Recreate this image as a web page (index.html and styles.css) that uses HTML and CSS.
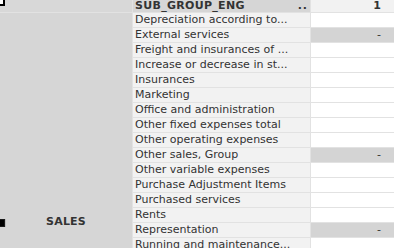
FILE: index.html
```html
<!DOCTYPE html>
<html>
<head>
<meta charset="utf-8">
<link rel="stylesheet" href="styles.css">
</head>
<body>
<div class="pivot">
  <div class="dim-head"><span class="toggle-top"></span></div>
  <div class="head"><span class="head-label">SUB_GROUP_ENG</span><span class="dots">..</span></div>
  <div class="val-head">1</div>
  <div class="dim-cell">
    <span class="toggle"></span>
    <span class="dim-label">SALES</span>
  </div>

  <div class="cell">Depreciation according to...</div><div class="val"></div>
  <div class="cell">External services</div><div class="val shade">-</div>
  <div class="cell">Freight and insurances of ...</div><div class="val"></div>
  <div class="cell">Increase or decrease in st...</div><div class="val"></div>
  <div class="cell">Insurances</div><div class="val"></div>
  <div class="cell">Marketing</div><div class="val"></div>
  <div class="cell">Office and administration</div><div class="val"></div>
  <div class="cell">Other fixed expenses total</div><div class="val"></div>
  <div class="cell">Other operating expenses</div><div class="val"></div>
  <div class="cell">Other sales, Group</div><div class="val shade">-</div>
  <div class="cell">Other variable expenses</div><div class="val"></div>
  <div class="cell">Purchase Adjustment Items</div><div class="val"></div>
  <div class="cell">Purchased services</div><div class="val"></div>
  <div class="cell">Rents</div><div class="val"></div>
  <div class="cell">Representation</div><div class="val shade">-</div>
  <div class="cell">Running and maintenance...</div><div class="val"></div>
</div>
</body>
</html>
```

FILE: styles.css
```css
html, body {
  margin: 0;
  padding: 0;
  width: 394px;
  height: 248px;
  overflow: hidden;
  background: #ffffff;
}

.pivot {
  display: grid;
  grid-template-columns: 132px 177px 83px;
  grid-template-rows: 12px;
  grid-auto-rows: 14px;
  column-gap: 1px;
  row-gap: 1px;
  background: #e2e2e2;
  font-family: "DejaVu Sans", Verdana, sans-serif;
  font-size: 11px;
  color: #333333;
  width: 394px;
}

.dim-head {
  background: #d8d8d8;
  overflow: hidden;
}

.toggle-top {
  display: block;
  width: 3px;
  height: 4px;
  background: #ffffff;
  border-right: 2px solid #000000;
  border-bottom: 2px solid #000000;
}

.head {
  background: #d6d6d6;
  display: flex;
  align-items: center;
  justify-content: space-between;
  padding: 0 2px 0 2px;
  font-weight: bold;
  line-height: 12px;
  letter-spacing: 0.3px;
}

.head-label {
  margin-top: -1px;
}

.dots {
  letter-spacing: 1px;
  margin-right: 0;
}

.val-head {
  background: #f2f2f2;
  font-weight: bold;
  text-align: right;
  padding-right: 13px;
  line-height: 12px;
}

.dim-cell {
  grid-column: 1;
  grid-row: 2 / span 16;
  background: #d6d6d6;
  display: grid;
  grid-template-columns: 6px 1fr 6px;
  align-content: start;
  padding-top: 202px;
}

.toggle {
  grid-column: 1;
  display: block;
  width: 4px;
  height: 6px;
  margin-top: 4px;
  background: #000000;
  border: 1px solid #1a1a1a;
  border-left: 0;
  box-shadow: 1px 0 0 #bcbcbc;
}

.dim-label {
  grid-column: 2;
  text-align: center;
  font-weight: bold;
  line-height: 14px;
  letter-spacing: 0.2px;
}

.cell {
  grid-column: 2;
  background: #f2f2f2;
  padding-left: 2px;
  line-height: 14px;
  white-space: nowrap;
  overflow: hidden;
}

.val {
  grid-column: 3;
  background: #ffffff;
  text-align: right;
  padding-right: 13px;
  line-height: 14px;
}

.val.shade {
  background: #d4d4d4;
}
```
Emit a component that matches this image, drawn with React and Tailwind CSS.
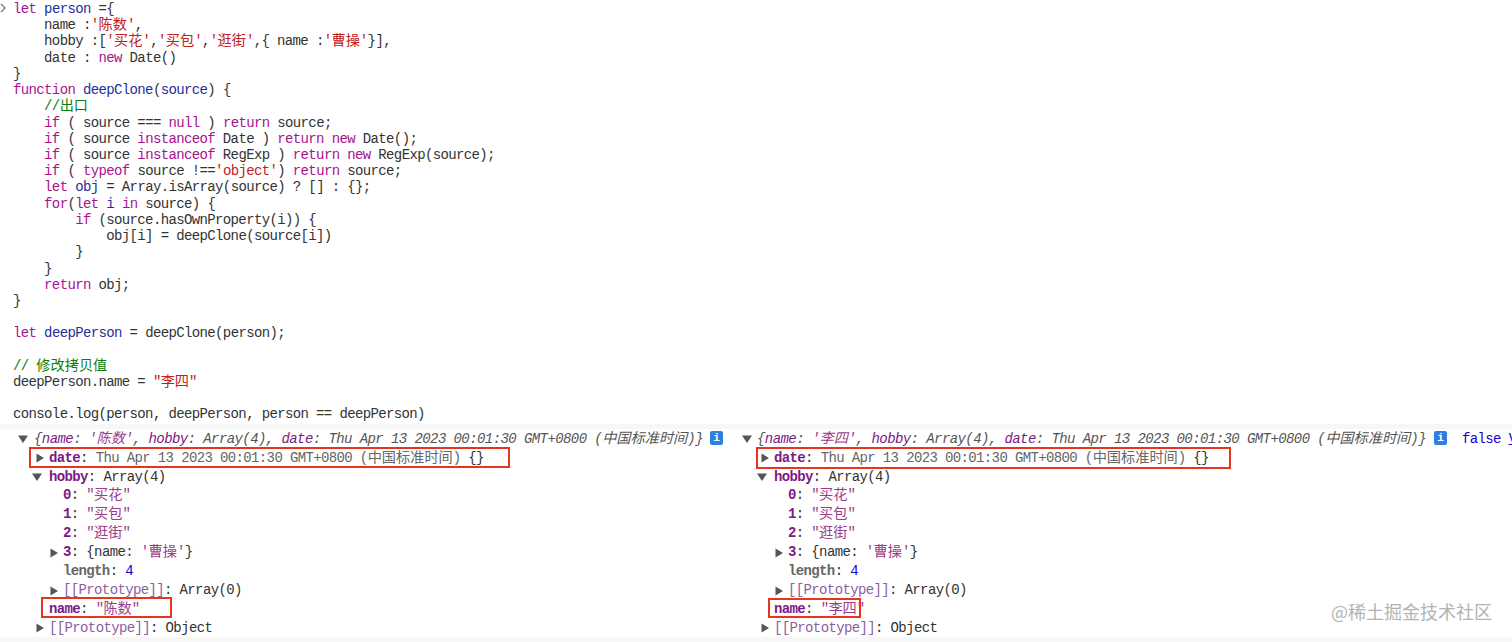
——
Stated exercise:
Repeat every record precisely. Any picture among them stays out of the copy.

In response:
Recreate this image as a web page (index.html and styles.css) that uses HTML and CSS.
FILE: index.html
```html
<!DOCTYPE html>
<html>
<head>
<meta charset="utf-8">
<link rel="stylesheet" href="styles.css">
</head>
<body>
<div class="pivot">
  <div class="dim-head"><span class="toggle-top"></span></div>
  <div class="head"><span class="head-label">SUB_GROUP_ENG</span><span class="dots">..</span></div>
  <div class="val-head">1</div>
  <div class="dim-cell">
    <span class="toggle"></span>
    <span class="dim-label">SALES</span>
  </div>

  <div class="cell">Depreciation according to...</div><div class="val"></div>
  <div class="cell">External services</div><div class="val shade">-</div>
  <div class="cell">Freight and insurances of ...</div><div class="val"></div>
  <div class="cell">Increase or decrease in st...</div><div class="val"></div>
  <div class="cell">Insurances</div><div class="val"></div>
  <div class="cell">Marketing</div><div class="val"></div>
  <div class="cell">Office and administration</div><div class="val"></div>
  <div class="cell">Other fixed expenses total</div><div class="val"></div>
  <div class="cell">Other operating expenses</div><div class="val"></div>
  <div class="cell">Other sales, Group</div><div class="val shade">-</div>
  <div class="cell">Other variable expenses</div><div class="val"></div>
  <div class="cell">Purchase Adjustment Items</div><div class="val"></div>
  <div class="cell">Purchased services</div><div class="val"></div>
  <div class="cell">Rents</div><div class="val"></div>
  <div class="cell">Representation</div><div class="val shade">-</div>
  <div class="cell">Running and maintenance...</div><div class="val"></div>
</div>
</body>
</html>
```

FILE: styles.css
```css
html, body {
  margin: 0;
  padding: 0;
  width: 394px;
  height: 248px;
  overflow: hidden;
  background: #ffffff;
}

.pivot {
  display: grid;
  grid-template-columns: 132px 177px 83px;
  grid-template-rows: 12px;
  grid-auto-rows: 14px;
  column-gap: 1px;
  row-gap: 1px;
  background: #e2e2e2;
  font-family: "DejaVu Sans", Verdana, sans-serif;
  font-size: 11px;
  color: #333333;
  width: 394px;
}

.dim-head {
  background: #d8d8d8;
  overflow: hidden;
}

.toggle-top {
  display: block;
  width: 3px;
  height: 4px;
  background: #ffffff;
  border-right: 2px solid #000000;
  border-bottom: 2px solid #000000;
}

.head {
  background: #d6d6d6;
  display: flex;
  align-items: center;
  justify-content: space-between;
  padding: 0 2px 0 2px;
  font-weight: bold;
  line-height: 12px;
  letter-spacing: 0.3px;
}

.head-label {
  margin-top: -1px;
}

.dots {
  letter-spacing: 1px;
  margin-right: 0;
}

.val-head {
  background: #f2f2f2;
  font-weight: bold;
  text-align: right;
  padding-right: 13px;
  line-height: 12px;
}

.dim-cell {
  grid-column: 1;
  grid-row: 2 / span 16;
  background: #d6d6d6;
  display: grid;
  grid-template-columns: 6px 1fr 6px;
  align-content: start;
  padding-top: 202px;
}

.toggle {
  grid-column: 1;
  display: block;
  width: 4px;
  height: 6px;
  margin-top: 4px;
  background: #000000;
  border: 1px solid #1a1a1a;
  border-left: 0;
  box-shadow: 1px 0 0 #bcbcbc;
}

.dim-label {
  grid-column: 2;
  text-align: center;
  font-weight: bold;
  line-height: 14px;
  letter-spacing: 0.2px;
}

.cell {
  grid-column: 2;
  background: #f2f2f2;
  padding-left: 2px;
  line-height: 14px;
  white-space: nowrap;
  overflow: hidden;
}

.val {
  grid-column: 3;
  background: #ffffff;
  text-align: right;
  padding-right: 13px;
  line-height: 14px;
}

.val.shade {
  background: #d4d4d4;
}
```
Emit a component that matches this image, drawn with React and Tailwind CSS.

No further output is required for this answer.